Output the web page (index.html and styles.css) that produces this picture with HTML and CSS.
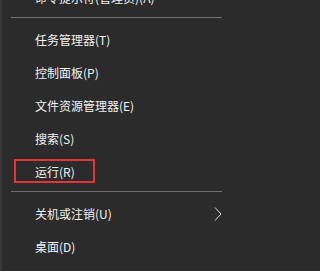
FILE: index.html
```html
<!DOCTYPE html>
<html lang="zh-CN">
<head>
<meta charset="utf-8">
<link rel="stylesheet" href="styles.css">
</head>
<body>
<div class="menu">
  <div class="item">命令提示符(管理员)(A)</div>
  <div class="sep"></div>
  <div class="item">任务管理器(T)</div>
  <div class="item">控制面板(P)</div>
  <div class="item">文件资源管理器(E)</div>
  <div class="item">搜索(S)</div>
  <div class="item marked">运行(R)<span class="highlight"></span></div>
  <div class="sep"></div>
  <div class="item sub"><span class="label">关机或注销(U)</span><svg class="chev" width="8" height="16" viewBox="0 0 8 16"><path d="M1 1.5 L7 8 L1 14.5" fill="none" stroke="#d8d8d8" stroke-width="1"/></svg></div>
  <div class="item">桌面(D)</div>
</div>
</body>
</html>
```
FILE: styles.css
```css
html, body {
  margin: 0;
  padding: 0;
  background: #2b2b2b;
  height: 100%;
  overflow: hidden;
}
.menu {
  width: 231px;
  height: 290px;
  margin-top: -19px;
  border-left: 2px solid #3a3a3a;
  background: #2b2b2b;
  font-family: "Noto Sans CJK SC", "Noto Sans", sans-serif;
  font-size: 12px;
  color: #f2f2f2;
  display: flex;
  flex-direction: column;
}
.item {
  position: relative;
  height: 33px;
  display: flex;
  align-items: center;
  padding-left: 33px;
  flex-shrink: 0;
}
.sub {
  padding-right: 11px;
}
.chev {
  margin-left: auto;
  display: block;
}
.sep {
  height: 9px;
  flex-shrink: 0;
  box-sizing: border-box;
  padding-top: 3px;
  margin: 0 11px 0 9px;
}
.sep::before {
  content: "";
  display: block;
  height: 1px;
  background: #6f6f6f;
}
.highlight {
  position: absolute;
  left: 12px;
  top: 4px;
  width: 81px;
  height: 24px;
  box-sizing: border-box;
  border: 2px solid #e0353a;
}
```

....

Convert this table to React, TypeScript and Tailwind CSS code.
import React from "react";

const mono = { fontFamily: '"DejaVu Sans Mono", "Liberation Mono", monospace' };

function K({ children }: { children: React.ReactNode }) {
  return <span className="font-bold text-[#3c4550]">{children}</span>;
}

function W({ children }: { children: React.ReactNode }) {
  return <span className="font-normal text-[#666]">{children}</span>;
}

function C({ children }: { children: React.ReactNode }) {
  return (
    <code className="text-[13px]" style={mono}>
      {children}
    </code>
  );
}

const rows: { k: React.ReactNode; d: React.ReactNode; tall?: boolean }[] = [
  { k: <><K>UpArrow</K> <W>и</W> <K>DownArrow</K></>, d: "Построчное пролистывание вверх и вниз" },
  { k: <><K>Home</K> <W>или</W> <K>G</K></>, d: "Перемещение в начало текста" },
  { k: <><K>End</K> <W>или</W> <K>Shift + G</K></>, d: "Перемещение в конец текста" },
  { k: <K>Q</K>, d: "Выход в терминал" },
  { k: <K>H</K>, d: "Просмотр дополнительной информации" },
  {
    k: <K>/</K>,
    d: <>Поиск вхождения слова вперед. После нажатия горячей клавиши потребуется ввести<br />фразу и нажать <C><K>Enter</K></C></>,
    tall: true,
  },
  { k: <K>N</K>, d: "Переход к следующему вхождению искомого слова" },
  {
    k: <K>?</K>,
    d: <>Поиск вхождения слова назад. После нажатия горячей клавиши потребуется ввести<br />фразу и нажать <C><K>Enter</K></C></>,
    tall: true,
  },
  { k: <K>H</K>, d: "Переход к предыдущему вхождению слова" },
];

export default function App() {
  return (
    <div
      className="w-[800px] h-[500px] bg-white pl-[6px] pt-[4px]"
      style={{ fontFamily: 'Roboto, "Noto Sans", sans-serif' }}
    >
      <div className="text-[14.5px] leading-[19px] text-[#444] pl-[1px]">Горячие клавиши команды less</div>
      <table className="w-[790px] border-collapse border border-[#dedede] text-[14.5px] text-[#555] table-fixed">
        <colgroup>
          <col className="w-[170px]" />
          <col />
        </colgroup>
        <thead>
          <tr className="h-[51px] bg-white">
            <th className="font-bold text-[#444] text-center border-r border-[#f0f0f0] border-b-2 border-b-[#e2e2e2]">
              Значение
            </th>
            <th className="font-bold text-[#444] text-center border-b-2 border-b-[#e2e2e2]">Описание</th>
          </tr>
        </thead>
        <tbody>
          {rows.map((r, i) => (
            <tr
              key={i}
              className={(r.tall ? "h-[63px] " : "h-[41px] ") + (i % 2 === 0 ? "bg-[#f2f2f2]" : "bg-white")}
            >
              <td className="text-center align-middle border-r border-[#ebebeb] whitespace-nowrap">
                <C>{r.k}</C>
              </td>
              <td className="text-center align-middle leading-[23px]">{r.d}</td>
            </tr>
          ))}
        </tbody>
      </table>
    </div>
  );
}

....

- **EXERCISE INSTRUCTIONS**
Pull out each line of the records holding the string "styles".

- **WRITTEN RESPONSE**
Output the web page (index.html and styles.css) that produces this picture with HTML and CSS.
<link rel="stylesheet" href="styles.css">
FILE: styles.css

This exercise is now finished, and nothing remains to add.